• EXERCISE PROMPT
Extract the run of lines that starts at the top of the records below and ends at the line with "const current = ref(3)", keeping both ends and excluding pictures.

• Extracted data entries
• • • • •

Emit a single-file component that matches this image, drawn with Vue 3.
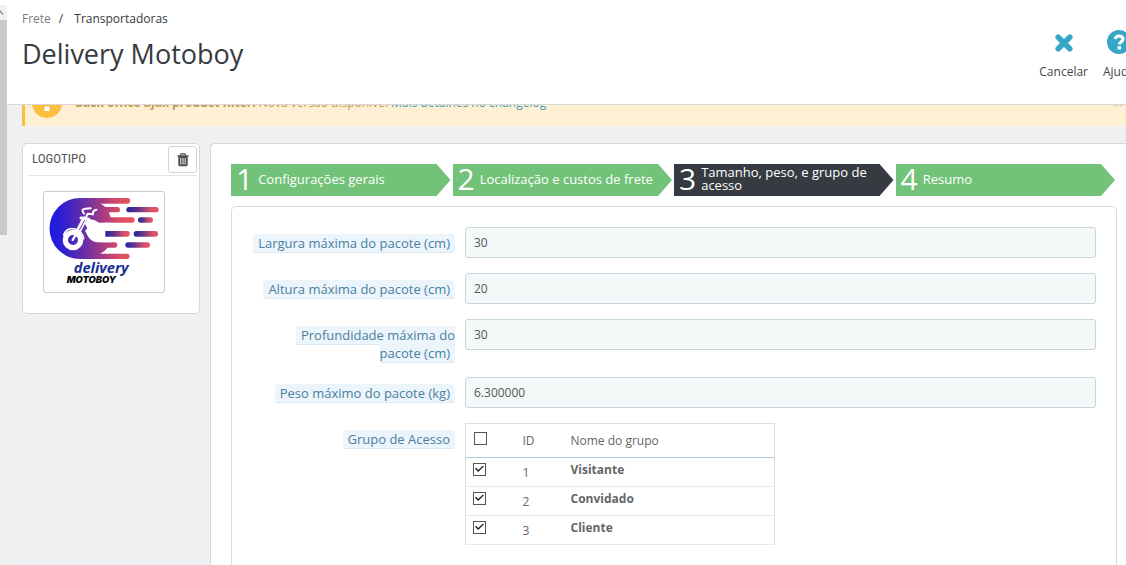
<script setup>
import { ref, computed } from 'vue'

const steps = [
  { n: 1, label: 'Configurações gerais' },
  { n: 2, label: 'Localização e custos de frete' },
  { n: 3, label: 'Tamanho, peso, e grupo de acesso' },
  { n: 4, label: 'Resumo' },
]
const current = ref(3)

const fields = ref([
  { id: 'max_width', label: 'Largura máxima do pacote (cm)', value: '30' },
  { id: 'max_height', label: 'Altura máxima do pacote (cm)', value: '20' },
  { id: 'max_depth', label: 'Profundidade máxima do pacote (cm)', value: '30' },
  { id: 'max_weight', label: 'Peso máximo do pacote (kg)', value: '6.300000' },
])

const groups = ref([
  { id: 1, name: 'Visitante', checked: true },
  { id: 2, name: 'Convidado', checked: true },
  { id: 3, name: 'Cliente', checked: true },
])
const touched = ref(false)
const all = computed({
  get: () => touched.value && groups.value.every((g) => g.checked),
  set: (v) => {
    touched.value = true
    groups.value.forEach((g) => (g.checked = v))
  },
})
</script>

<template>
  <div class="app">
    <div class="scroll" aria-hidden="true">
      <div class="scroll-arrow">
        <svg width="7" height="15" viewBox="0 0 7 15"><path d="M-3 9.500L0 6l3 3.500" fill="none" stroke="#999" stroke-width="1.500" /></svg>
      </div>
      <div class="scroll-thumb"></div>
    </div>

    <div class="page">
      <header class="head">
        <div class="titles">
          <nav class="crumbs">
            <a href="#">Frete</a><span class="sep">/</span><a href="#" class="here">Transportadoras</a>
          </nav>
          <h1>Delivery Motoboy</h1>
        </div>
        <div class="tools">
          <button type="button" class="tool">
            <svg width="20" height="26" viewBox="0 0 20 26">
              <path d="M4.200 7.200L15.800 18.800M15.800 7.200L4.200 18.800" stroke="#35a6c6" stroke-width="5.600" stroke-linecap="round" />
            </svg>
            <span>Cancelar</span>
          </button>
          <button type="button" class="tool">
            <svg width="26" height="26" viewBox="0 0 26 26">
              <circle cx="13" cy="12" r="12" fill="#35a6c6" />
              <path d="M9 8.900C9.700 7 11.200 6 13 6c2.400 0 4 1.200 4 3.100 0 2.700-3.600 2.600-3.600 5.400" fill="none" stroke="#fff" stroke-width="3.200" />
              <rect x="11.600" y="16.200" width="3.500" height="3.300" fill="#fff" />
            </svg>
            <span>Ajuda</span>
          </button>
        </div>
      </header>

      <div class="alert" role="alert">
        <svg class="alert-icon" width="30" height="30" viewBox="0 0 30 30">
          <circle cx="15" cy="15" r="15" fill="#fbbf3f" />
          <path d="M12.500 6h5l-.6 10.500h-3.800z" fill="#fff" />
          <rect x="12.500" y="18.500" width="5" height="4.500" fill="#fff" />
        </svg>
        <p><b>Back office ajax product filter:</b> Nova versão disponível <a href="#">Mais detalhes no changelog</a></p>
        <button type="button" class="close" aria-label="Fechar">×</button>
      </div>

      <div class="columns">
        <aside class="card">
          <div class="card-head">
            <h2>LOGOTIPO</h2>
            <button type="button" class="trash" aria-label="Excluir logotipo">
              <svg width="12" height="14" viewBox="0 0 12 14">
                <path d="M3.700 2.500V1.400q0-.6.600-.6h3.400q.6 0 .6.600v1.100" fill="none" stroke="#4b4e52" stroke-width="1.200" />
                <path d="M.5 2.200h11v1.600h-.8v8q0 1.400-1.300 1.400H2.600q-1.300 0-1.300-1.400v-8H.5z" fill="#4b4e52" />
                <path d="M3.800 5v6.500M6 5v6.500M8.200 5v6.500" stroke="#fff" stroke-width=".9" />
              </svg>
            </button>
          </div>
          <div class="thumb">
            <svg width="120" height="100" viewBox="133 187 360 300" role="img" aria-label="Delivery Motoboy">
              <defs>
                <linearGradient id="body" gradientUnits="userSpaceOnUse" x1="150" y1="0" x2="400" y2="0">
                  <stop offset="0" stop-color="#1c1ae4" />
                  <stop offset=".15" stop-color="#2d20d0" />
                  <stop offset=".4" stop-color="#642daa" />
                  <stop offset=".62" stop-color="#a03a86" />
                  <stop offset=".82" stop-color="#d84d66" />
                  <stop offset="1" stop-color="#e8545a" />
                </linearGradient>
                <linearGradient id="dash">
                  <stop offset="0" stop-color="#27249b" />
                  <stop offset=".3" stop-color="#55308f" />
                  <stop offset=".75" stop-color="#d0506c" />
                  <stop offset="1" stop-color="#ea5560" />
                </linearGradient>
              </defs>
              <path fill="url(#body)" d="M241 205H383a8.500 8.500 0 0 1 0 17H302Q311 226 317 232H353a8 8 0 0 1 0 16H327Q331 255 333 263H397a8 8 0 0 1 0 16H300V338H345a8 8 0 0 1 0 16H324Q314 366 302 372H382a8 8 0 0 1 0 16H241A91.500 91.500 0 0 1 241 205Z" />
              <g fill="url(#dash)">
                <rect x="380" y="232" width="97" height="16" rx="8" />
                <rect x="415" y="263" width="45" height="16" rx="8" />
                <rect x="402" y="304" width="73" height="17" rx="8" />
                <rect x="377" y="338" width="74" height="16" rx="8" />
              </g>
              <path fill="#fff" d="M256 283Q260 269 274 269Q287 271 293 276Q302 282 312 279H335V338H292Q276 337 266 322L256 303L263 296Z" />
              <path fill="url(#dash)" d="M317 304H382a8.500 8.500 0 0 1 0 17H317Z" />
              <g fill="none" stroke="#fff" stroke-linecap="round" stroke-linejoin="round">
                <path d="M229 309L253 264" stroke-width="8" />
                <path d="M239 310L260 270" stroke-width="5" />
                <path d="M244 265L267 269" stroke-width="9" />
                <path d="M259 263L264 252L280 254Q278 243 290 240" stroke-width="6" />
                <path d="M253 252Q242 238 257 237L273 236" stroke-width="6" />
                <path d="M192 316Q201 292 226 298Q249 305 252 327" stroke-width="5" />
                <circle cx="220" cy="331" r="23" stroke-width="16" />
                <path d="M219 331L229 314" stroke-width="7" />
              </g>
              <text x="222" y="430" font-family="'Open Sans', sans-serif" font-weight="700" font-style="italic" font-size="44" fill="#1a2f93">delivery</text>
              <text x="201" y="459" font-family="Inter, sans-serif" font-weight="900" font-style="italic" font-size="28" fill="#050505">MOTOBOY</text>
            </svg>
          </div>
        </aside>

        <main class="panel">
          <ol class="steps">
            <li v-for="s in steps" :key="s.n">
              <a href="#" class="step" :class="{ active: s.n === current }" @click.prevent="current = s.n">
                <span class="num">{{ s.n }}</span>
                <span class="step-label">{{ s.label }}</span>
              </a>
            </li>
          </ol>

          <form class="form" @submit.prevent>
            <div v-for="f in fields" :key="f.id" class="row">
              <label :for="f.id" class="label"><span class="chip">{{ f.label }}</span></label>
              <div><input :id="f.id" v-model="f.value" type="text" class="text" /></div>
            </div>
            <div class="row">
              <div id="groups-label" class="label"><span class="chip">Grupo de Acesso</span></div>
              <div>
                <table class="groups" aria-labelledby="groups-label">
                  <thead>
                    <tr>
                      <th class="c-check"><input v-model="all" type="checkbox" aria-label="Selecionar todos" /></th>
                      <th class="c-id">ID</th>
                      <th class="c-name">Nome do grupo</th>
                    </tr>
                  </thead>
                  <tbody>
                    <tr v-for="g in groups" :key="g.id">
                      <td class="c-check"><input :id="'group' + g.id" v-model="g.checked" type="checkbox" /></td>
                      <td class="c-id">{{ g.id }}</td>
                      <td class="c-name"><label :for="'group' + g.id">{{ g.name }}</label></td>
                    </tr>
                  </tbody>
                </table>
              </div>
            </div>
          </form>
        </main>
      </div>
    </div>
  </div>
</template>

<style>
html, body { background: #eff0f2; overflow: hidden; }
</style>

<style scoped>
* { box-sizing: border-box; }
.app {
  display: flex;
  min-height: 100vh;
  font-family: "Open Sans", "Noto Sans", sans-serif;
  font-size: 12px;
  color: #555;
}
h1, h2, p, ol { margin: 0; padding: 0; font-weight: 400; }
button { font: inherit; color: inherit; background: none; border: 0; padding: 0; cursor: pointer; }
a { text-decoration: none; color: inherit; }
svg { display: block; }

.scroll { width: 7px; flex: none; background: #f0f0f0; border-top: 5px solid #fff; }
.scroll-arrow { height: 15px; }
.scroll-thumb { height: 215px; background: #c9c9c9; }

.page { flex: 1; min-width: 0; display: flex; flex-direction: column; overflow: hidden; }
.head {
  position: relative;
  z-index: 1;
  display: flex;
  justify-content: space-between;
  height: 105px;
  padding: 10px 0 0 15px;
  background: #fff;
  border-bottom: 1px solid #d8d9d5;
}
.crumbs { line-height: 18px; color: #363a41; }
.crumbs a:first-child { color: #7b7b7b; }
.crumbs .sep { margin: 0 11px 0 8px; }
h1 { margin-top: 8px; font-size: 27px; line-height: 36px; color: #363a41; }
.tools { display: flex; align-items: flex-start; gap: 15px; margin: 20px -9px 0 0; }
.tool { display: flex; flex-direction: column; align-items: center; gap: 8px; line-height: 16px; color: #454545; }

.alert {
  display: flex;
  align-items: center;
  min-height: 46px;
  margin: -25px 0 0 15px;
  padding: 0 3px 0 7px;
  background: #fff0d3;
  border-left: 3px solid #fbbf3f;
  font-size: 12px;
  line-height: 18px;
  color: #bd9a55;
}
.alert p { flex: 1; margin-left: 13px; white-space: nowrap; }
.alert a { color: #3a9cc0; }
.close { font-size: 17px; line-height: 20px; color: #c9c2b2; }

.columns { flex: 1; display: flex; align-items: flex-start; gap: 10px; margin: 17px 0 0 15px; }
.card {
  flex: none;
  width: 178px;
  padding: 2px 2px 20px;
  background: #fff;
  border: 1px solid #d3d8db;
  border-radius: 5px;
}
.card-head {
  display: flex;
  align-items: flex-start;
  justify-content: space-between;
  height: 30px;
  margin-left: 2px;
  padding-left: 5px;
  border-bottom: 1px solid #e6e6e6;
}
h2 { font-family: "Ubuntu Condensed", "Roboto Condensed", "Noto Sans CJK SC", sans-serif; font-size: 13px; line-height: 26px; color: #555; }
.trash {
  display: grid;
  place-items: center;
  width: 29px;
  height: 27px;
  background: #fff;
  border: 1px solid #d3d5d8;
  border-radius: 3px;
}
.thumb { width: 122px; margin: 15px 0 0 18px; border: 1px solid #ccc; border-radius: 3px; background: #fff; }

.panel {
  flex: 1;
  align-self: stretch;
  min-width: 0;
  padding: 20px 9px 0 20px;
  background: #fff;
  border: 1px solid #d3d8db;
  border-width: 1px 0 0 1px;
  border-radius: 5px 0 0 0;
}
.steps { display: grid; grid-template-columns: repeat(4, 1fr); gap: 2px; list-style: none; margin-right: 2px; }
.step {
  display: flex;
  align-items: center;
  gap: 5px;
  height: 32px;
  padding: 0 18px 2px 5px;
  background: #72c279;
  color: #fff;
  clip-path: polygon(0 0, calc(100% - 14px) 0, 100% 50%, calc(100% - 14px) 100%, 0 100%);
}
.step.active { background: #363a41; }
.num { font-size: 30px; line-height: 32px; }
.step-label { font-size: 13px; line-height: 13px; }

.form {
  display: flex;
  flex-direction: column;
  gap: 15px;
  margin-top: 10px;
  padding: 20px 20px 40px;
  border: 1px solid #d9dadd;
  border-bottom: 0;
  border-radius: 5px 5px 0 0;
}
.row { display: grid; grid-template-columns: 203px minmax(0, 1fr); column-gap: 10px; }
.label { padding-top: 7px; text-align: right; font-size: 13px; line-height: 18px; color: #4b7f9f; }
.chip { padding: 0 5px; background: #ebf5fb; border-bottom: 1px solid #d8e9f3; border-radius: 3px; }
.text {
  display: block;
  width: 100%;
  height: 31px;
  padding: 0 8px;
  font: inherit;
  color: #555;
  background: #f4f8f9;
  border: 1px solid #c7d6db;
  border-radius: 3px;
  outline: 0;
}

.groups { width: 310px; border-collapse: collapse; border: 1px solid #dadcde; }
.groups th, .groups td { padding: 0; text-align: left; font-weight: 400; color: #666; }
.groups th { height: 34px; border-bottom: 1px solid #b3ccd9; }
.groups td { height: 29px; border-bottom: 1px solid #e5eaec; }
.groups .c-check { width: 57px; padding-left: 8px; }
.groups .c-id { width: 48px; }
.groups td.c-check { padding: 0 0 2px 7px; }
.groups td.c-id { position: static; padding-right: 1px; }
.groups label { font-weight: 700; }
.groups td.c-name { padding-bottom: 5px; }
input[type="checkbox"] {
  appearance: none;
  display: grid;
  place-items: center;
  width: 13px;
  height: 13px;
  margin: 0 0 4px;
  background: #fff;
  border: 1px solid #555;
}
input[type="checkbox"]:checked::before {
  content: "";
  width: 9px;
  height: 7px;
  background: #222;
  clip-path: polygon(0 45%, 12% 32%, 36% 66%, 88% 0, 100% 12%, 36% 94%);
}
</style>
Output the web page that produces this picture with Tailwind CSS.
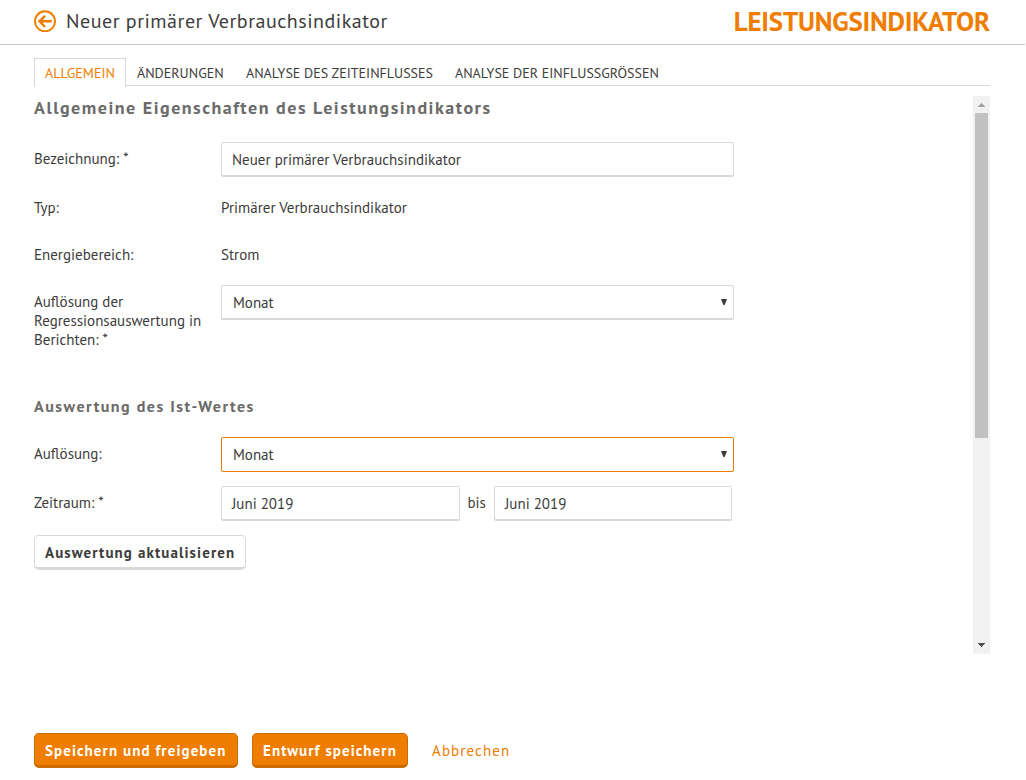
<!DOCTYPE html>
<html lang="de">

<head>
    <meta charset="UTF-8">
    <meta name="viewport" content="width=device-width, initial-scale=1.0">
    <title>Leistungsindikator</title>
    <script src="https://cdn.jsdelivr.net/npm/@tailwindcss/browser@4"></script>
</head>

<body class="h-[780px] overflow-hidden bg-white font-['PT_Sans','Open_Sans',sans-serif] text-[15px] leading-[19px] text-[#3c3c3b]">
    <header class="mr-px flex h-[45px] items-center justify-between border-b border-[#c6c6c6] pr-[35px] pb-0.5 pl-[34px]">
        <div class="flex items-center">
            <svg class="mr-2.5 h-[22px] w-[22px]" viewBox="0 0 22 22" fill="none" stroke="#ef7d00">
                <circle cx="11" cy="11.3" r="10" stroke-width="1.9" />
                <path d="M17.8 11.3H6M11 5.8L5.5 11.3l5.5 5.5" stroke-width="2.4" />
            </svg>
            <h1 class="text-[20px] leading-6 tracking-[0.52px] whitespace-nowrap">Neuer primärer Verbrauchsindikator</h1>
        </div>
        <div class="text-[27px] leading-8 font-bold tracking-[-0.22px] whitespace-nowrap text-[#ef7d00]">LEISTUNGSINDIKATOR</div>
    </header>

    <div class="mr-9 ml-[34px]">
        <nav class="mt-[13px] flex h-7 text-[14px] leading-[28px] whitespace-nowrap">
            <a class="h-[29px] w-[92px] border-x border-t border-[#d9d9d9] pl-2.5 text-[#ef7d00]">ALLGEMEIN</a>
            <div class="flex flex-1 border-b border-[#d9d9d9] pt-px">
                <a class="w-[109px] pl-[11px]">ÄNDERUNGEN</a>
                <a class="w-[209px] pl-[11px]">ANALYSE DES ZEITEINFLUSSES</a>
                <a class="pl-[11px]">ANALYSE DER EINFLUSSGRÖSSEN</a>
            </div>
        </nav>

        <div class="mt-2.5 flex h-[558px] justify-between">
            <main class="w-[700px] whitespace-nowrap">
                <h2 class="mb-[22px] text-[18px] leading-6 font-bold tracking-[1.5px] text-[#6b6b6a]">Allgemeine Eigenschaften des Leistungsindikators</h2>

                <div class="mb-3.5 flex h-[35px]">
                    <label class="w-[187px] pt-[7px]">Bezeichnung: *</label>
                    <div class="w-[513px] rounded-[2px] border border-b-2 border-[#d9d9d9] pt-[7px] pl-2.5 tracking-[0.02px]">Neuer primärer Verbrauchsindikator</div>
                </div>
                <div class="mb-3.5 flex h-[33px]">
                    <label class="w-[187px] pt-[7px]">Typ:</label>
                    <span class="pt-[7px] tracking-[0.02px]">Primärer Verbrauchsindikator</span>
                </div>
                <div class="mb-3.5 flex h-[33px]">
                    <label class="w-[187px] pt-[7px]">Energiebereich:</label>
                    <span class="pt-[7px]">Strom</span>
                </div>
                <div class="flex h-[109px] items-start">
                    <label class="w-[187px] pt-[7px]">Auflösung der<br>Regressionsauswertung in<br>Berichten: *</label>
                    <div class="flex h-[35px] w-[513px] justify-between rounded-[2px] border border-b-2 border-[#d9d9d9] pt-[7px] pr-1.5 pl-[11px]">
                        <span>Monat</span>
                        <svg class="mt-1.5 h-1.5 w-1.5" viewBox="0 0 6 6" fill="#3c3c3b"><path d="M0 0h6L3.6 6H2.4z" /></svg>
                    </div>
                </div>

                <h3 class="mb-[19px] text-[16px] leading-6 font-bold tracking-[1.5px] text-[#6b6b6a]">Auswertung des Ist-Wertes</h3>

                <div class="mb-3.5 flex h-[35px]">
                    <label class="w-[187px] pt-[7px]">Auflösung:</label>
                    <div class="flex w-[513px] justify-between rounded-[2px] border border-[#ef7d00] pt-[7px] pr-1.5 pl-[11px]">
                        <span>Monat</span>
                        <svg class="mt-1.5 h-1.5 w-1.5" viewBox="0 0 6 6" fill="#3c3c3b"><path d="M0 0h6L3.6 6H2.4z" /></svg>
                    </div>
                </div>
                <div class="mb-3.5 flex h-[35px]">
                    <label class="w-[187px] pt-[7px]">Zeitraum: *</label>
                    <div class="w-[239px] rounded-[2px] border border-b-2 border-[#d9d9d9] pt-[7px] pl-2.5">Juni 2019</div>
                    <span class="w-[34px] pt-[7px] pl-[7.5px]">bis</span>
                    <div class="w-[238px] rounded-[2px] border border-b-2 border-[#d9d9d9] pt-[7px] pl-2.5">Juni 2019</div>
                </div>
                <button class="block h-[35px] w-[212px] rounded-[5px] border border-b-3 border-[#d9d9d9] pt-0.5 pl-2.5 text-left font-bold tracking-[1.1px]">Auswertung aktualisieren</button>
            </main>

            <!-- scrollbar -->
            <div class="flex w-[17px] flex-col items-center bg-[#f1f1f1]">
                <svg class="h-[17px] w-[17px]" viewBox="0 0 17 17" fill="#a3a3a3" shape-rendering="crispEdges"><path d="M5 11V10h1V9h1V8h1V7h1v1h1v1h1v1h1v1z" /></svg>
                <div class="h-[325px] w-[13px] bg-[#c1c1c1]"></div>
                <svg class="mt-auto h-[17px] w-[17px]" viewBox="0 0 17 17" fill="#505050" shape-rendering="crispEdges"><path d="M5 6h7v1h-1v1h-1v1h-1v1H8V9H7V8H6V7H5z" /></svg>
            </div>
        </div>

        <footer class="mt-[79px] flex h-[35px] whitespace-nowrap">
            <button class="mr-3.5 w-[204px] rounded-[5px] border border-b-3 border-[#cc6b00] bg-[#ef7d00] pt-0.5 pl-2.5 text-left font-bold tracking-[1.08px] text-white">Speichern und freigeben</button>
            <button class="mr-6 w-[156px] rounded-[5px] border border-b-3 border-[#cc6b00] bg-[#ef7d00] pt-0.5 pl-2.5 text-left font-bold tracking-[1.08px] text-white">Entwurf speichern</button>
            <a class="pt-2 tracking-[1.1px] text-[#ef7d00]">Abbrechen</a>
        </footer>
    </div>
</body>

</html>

• • • • •

• OUTPUT FOR THIS EXERCISE
Emit a single-file component that matches this image, drawn with Vue 3.
<script setup>
import { ref, computed } from 'vue'

const steps = [
  { n: 1, label: 'Configurações gerais' },
  { n: 2, label: 'Localização e custos de frete' },
  { n: 3, label: 'Tamanho, peso, e grupo de acesso' },
  { n: 4, label: 'Resumo' },
]
const current = ref(3)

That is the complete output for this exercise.